Tuesday, January 31, 2017

David Weingast: 
Superintendent and Scholar
A few days after he accepted the job of Ridgefield superintendent of schools in 1967, Dr. David Weingast was offered a college presidency. 
“I have often wondered what would have happened if I had accepted that instead,” said Weingast in a 1977 interview. But, he added, running a college was “no bed of roses” then, and “I have no regrets. Ridgefield has been a tough superintendency, but you have to remember that I became superintendent at a time when the academic world was a very tough place to be.” 
Weingast, the second longest-serving of the town’s 20 or so superintendents, had indeed worked through tough times, a decade of turmoil with one crisis seeming to come on the heels of another: school building debates, problems with overcrowding, book burning controversies,  budget battles, a very unhappy teachers’ union, and many lesser issues. 
But, he said, it was also a period of accomplishment: the creation of a modern, balanced program of studies, the introduction of greater emphasis on writing, the expansion of fine arts offerings, the increasing use of community resources, the hiring of capable staff, rewriting the whole curriculum from kindergarten through 12th grade using teams of teachers, and the improved management of money. 
“I think we’ve achieved a good balance between teaching the basics and promoting student creativity,” Weingast said. 
The most scholarly of Ridgefield’s superintendents — he wrote four books — and the only one to settle permanently in town,  David Elliott Weingast was born in 1912 in Newark, N.J., and began teaching elementary school there in 1931 at $1,300 a year. 
He received his master’s from Columbia in 1936 and moved to teaching history at Newark’s prestigious Weequahic High School.

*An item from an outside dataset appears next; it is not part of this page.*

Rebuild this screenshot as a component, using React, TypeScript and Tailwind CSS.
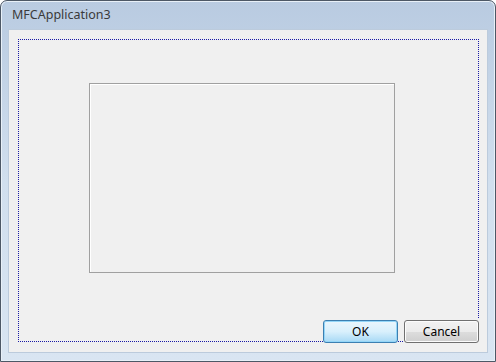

He got a Columbia doctorate in 1948, was made department chairman, and in 1961, became assistant superintendent for secondary schools in Newark, responsible for nine high schools and six junior highs. 
Meanwhile, he was writing four books: “Walter Lippmann: A Study in Personal Journalism”
(1949), “Franklin D. Roosevelt: Man of Destiny” (1952), “This Is Communism” (1959), and “We Elect A President” (1962). The last two have appeared in several editions, and the Roosevelt book was once chosen one of The New York Times best books for young people.
Before coming to Ridgefield, he received a Ford Foundation grant for study in Europe, concentrating on political systems and the rising tide of communism in Italy. 
In 1975,  Dr. Weingast spent a month visiting Russia, Switzerland and England as one of 25 school superintendents on a trip sponsored by the American Association of School Administrators. He admired the rigor, though not necessarily the approach, of the Russian schools. 
“The program is academically strong, the spirit competitive,” he wrote  after returning. “Academic offerings in the secondary school are compulsory and there are no electives. The Russians would, I think, be bewildered by our system of electives and of our effort to fit a program to every child.”
He retired here when he reached 65, and became a consultant on education, working out of his Main Street home. Like his wife, Bea, he was an active citizen, participated in Rotary and other organizations,  but seemed content to remain on sidelines of Ridgefield politics. 
Occasionally he wrote letters to The Press on issues that interested him — opposing condominiums on north Main Street, supporting expansion of the library.  In 1981, with characteristic thoughtfulness, he opposed a zoning variance to allow an expansion of hotel uses on West Lane. 
“The people who ask for exceptions to the zoning rules mean Ridgefield no harm,” he wrote. “But each applicant wants what he wants. The sum of their wants is more cars, more blacktop, more congestion, more noise, more dirt, more pollution... Beautiful towns don’t decline overnight; they surrender, one building at a time.”
In retirement he had been researching and writing a new book, “The President’s Choice: The Story of the Presidential Cabinet,” but the book had not been completed when Weingast died in 2007 at the age of 94.
His longtime home on Main Street is now the residence of First Selectman and Mrs. Rudy Marconi.
Over his tenure here, his employer, the school board, had caused Weingast much aggravation — at one point the board even voted to fire him, then changed its mind and gave him a new contract. 
When Weingast retired, he was asked if he might ever run for a seat on the school board. 
He laughed loudly.  
“Never!” he said. “I couldn’t be dragooned or seduced or bought!”